**PROBLEM DESCRIPTION:** Repeat the material below exactly, with no pictures.
========
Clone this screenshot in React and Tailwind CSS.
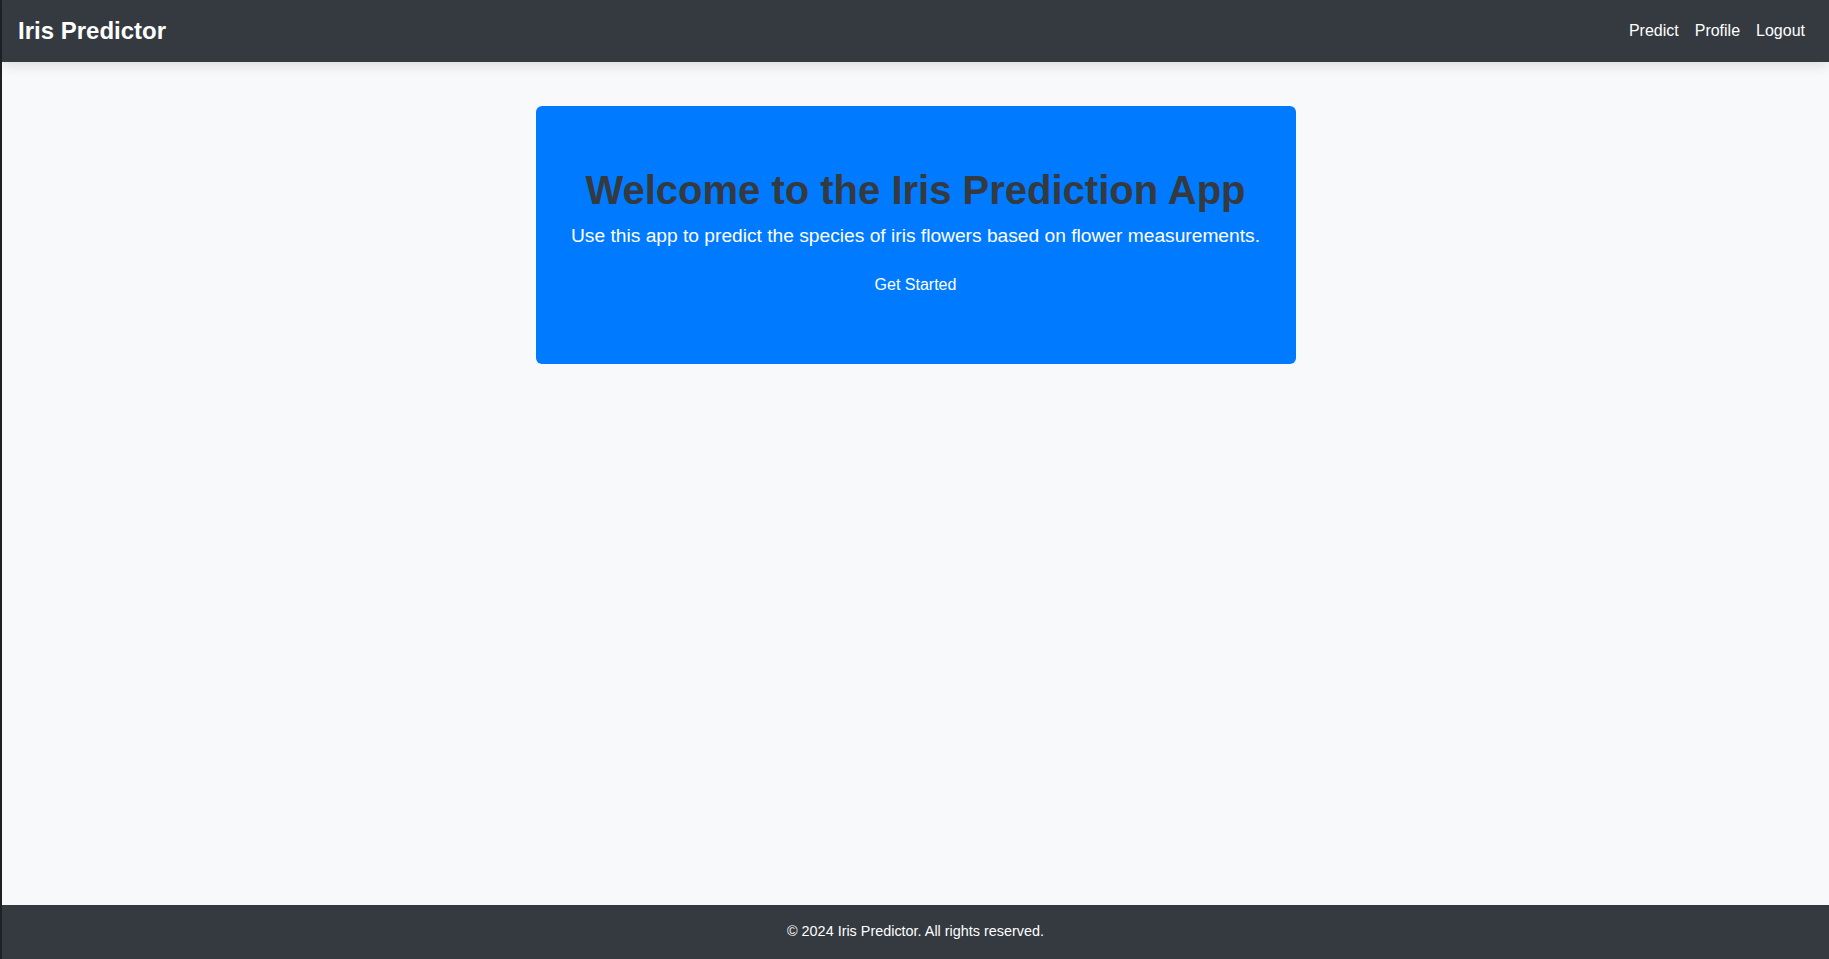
export default function App() {
  return (
    <div
      className="flex h-[959px] flex-col border-l-2 border-[#1f2123] bg-[#f8f9fa]"
      style={{ fontFamily: '"Liberation Sans", Arial, sans-serif' }}
    >
      <nav className="relative z-10 flex h-[62px] shrink-0 items-center justify-between bg-[#343a40] pl-4 pr-6 shadow-[0_3px_12px_rgba(0,0,0,0.12)]">
        <a href="#" className="text-[24px] font-bold text-white">Iris Predictor</a>
        <div className="flex items-center gap-4 text-[16px] text-white">
          <a href="#">Predict</a>
          <a href="#">Profile</a>
          <a href="#">Logout</a>
        </div>
      </nav>

      <main className="flex-1">
        <div className="mx-auto mt-[44px] w-[760px] rounded-md bg-[#007bff] px-4 pt-[60px] pb-[61px] text-center">
          <h1 className="mb-[7px] text-[40px] font-bold leading-[1.2] text-[#343a40]">
            Welcome to the Iris Prediction App
          </h1>
          <p className="mb-4 whitespace-nowrap text-[19.2px] leading-[30px] text-white">
            Use this app to predict the species of iris flowers based on flower measurements.
          </p>
          <button className="px-3 py-1.5 text-[16px] leading-6 text-white">Get Started</button>
        </div>
      </main>

      <footer className="flex h-[54px] shrink-0 items-center justify-center bg-[#343a40] text-[14.4px] text-white">
        © 2024 Iris Predictor. All rights reserved.
      </footer>
    </div>
  )
}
========
**SOLUTION FOR THIS EXERCISE:**
Clone this screenshot in React and Tailwind CSS.
export default function App() {
  return (
    <div
      className="flex h-[959px] flex-col border-l-2 border-[#1f2123] bg-[#f8f9fa]"
      style={{ fontFamily: '"Liberation Sans", Arial, sans-serif' }}
    >
      <nav className="relative z-10 flex h-[62px] shrink-0 items-center justify-between bg-[#343a40] pl-4 pr-6 shadow-[0_3px_12px_rgba(0,0,0,0.12)]">
        <a href="#" className="text-[24px] font-bold text-white">Iris Predictor</a>
        <div className="flex items-center gap-4 text-[16px] text-white">
          <a href="#">Predict</a>
          <a href="#">Profile</a>
          <a href="#">Logout</a>
        </div>
      </nav>

      <main className="flex-1">
        <div className="mx-auto mt-[44px] w-[760px] rounded-md bg-[#007bff] px-4 pt-[60px] pb-[61px] text-center">
          <h1 className="mb-[7px] text-[40px] font-bold leading-[1.2] text-[#343a40]">
            Welcome to the Iris Prediction App
          </h1>
          <p className="mb-4 whitespace-nowrap text-[19.2px] leading-[30px] text-white">
            Use this app to predict the species of iris flowers based on flower measurements.
          </p>
          <button className="px-3 py-1.5 text-[16px] leading-6 text-white">Get Started</button>
        </div>
      </main>

      <footer className="flex h-[54px] shrink-0 items-center justify-center bg-[#343a40] text-[14.4px] text-white">
        © 2024 Iris Predictor. All rights reserved.
      </footer>
    </div>
  )
}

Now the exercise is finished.